◆ Exercise aim: Print the material below exactly as it stands, please, from its first line to the line holding "formula bar ---------- */", with no pictures.

◆ Material provided:

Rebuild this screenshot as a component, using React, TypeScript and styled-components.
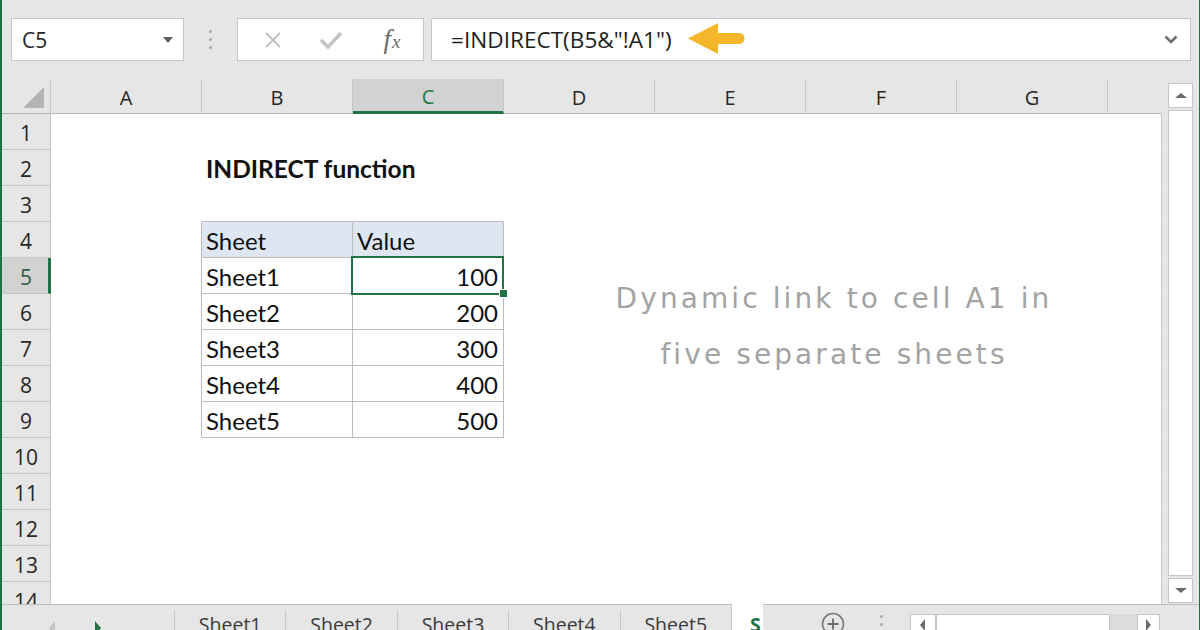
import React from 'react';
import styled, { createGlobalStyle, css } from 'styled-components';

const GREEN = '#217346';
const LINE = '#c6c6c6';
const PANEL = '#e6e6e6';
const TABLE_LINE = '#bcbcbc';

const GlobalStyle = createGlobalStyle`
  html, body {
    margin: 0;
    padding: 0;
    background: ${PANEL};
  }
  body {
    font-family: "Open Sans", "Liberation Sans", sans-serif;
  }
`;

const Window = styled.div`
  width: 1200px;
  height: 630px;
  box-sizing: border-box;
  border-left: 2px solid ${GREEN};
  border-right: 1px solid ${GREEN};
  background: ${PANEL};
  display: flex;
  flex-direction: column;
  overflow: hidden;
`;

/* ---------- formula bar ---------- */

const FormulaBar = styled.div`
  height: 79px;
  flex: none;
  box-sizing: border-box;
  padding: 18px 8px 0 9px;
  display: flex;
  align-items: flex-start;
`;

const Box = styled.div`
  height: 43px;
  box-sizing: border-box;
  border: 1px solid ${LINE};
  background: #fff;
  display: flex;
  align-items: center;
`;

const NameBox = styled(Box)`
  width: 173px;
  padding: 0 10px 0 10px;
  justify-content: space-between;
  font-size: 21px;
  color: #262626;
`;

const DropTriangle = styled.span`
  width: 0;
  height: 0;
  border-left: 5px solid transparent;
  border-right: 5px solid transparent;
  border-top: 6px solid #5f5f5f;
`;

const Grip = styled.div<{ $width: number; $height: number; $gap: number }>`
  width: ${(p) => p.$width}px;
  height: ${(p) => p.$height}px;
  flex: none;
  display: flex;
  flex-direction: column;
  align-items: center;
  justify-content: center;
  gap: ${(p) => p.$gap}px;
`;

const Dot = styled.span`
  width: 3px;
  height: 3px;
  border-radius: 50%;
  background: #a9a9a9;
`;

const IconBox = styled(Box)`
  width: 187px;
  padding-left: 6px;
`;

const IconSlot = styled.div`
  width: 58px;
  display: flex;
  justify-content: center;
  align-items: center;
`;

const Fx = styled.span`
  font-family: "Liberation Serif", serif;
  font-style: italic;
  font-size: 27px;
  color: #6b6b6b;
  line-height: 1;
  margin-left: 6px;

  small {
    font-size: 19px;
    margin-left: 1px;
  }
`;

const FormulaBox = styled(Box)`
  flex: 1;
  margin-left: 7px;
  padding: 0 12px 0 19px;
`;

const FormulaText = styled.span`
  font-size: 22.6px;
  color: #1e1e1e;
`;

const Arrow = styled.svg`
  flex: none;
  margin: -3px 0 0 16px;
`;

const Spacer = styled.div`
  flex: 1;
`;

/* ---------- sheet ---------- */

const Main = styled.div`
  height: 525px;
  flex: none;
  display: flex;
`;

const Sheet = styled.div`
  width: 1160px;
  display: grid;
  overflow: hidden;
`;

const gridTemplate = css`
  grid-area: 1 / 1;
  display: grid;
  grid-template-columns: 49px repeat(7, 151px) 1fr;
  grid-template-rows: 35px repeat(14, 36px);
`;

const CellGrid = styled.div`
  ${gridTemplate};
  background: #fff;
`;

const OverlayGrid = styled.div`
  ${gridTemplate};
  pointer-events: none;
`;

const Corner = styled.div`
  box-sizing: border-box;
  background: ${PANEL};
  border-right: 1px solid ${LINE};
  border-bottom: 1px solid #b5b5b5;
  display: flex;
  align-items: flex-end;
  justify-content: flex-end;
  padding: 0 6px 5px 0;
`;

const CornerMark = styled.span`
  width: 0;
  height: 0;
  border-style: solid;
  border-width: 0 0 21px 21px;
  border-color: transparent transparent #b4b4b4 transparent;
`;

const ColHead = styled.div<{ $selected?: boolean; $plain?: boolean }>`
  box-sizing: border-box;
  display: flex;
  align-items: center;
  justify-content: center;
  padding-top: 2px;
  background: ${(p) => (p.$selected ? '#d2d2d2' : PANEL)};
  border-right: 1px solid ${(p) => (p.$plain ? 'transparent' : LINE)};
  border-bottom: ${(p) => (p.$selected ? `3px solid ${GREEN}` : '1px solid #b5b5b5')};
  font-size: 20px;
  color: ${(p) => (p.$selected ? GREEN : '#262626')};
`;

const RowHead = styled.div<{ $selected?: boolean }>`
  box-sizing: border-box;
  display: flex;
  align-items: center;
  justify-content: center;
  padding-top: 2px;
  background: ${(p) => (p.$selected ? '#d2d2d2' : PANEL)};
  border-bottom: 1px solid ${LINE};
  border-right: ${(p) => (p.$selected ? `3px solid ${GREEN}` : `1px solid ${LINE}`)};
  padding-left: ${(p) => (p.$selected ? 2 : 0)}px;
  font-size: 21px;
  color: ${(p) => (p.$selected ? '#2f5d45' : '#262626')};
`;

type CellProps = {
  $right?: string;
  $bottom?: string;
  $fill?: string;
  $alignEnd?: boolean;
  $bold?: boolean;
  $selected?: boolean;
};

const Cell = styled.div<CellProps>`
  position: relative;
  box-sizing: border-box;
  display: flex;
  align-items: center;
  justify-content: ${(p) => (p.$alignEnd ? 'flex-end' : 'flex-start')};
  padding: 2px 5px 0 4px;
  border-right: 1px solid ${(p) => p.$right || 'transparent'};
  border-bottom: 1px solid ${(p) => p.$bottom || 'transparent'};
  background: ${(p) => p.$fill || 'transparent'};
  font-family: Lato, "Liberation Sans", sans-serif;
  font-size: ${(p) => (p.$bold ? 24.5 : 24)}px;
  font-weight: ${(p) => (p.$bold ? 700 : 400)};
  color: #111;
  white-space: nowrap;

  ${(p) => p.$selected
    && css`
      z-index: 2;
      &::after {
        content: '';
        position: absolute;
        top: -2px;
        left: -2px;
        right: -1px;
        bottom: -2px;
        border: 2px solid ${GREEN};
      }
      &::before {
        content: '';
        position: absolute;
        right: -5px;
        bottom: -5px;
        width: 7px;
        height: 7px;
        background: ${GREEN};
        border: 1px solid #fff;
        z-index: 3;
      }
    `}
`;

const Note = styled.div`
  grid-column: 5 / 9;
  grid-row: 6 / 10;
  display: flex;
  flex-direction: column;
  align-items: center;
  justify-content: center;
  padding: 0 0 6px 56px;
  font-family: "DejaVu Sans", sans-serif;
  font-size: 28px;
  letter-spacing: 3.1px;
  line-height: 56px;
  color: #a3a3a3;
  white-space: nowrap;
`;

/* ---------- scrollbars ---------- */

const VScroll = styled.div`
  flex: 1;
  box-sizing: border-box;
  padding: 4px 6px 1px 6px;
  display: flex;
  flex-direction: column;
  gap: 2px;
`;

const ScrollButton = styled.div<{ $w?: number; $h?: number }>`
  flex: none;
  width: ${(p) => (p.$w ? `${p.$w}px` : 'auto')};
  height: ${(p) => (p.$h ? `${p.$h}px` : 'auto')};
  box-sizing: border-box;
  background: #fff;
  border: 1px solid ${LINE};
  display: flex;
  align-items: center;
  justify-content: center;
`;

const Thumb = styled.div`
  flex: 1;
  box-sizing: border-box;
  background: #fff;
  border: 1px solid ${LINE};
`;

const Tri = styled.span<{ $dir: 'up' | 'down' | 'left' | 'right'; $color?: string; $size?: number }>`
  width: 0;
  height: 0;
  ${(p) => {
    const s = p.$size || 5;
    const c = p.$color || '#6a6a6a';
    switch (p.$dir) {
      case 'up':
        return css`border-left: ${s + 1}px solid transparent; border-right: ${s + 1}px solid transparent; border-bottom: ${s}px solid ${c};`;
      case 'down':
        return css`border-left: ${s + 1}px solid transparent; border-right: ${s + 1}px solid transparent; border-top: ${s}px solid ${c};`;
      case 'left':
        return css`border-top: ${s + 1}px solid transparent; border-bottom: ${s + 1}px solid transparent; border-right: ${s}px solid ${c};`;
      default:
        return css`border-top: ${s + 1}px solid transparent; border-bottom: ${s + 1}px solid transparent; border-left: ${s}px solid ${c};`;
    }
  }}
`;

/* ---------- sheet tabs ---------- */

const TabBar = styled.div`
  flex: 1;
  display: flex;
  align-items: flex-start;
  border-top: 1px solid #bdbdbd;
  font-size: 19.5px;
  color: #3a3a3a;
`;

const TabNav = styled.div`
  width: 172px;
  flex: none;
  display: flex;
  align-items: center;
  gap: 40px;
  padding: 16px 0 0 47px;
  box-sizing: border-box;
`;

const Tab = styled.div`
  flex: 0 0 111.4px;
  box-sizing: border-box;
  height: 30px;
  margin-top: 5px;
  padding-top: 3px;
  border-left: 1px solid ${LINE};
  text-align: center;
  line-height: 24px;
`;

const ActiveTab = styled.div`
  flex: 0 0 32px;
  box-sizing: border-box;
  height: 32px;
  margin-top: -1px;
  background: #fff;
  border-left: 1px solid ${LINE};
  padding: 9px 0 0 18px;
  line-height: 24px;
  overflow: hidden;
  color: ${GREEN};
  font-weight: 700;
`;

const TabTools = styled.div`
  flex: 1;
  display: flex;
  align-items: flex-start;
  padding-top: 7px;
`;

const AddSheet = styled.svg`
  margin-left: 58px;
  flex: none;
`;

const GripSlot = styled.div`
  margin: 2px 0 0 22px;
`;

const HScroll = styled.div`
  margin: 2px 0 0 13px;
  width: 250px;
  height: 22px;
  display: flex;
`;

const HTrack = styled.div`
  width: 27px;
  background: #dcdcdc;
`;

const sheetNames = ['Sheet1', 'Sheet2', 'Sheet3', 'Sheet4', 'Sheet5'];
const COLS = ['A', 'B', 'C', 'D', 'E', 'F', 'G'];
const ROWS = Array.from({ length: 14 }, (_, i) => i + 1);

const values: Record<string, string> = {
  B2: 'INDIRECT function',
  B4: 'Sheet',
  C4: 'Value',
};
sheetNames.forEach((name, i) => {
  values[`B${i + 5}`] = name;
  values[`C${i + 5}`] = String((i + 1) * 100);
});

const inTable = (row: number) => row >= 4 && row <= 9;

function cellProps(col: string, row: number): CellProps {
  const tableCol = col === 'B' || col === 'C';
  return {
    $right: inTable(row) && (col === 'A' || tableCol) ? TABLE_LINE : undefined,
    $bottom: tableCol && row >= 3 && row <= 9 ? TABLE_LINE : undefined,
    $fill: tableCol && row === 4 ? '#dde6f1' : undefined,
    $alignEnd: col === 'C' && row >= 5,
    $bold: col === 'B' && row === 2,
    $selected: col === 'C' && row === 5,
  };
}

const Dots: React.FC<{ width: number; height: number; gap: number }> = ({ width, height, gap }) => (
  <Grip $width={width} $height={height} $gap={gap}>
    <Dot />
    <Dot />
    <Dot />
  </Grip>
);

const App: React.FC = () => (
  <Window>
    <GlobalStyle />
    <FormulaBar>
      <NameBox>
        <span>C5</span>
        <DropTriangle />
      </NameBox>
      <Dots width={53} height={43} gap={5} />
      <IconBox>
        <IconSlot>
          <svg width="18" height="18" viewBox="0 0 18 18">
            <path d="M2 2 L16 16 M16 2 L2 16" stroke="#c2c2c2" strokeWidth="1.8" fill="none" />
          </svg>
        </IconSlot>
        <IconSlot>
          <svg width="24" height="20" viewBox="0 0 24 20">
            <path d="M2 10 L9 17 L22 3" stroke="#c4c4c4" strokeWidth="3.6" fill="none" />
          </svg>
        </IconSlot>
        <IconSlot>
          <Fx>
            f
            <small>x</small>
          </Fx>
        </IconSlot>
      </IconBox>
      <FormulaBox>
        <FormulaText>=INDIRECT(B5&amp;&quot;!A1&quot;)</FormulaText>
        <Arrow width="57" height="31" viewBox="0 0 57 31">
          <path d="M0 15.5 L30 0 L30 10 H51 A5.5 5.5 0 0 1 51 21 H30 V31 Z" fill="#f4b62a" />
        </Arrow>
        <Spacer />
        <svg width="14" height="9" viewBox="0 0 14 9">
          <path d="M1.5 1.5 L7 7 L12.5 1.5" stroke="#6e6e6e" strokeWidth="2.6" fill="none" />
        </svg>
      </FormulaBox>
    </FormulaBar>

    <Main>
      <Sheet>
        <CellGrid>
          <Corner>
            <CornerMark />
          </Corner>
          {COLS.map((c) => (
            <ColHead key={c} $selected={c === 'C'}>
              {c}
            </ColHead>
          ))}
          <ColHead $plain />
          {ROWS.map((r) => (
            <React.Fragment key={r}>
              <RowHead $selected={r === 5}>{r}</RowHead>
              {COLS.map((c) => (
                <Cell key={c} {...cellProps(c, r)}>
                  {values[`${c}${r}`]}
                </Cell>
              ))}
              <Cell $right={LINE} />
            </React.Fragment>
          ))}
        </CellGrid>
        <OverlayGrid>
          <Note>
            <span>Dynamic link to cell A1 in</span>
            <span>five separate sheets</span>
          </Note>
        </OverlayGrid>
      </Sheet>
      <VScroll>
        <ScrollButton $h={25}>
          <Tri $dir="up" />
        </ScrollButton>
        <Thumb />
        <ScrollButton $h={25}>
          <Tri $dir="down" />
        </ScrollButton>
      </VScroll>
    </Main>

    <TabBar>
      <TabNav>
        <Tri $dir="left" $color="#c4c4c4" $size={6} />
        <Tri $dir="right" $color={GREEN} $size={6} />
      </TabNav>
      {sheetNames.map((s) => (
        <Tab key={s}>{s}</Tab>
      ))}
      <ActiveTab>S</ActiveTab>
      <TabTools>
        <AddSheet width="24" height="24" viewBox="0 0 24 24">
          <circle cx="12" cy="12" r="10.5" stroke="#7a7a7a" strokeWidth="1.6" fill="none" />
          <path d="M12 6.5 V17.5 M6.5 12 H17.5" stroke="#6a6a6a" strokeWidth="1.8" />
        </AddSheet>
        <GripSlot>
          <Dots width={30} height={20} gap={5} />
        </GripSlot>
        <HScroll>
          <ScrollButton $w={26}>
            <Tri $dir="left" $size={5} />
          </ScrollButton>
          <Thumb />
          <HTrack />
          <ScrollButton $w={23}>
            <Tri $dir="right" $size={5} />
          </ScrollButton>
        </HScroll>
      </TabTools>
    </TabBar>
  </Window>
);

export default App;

◆ Finished answer:
Rebuild this screenshot as a component, using React, TypeScript and styled-components.
import React from 'react';
import styled, { createGlobalStyle, css } from 'styled-components';

const GREEN = '#217346';
const LINE = '#c6c6c6';
const PANEL = '#e6e6e6';
const TABLE_LINE = '#bcbcbc';

const GlobalStyle = createGlobalStyle`
  html, body {
    margin: 0;
    padding: 0;
    background: ${PANEL};
  }
  body {
    font-family: "Open Sans", "Liberation Sans", sans-serif;
  }
`;

const Window = styled.div`
  width: 1200px;
  height: 630px;
  box-sizing: border-box;
  border-left: 2px solid ${GREEN};
  border-right: 1px solid ${GREEN};
  background: ${PANEL};
  display: flex;
  flex-direction: column;
  overflow: hidden;
`;

/* ---------- formula bar ---------- */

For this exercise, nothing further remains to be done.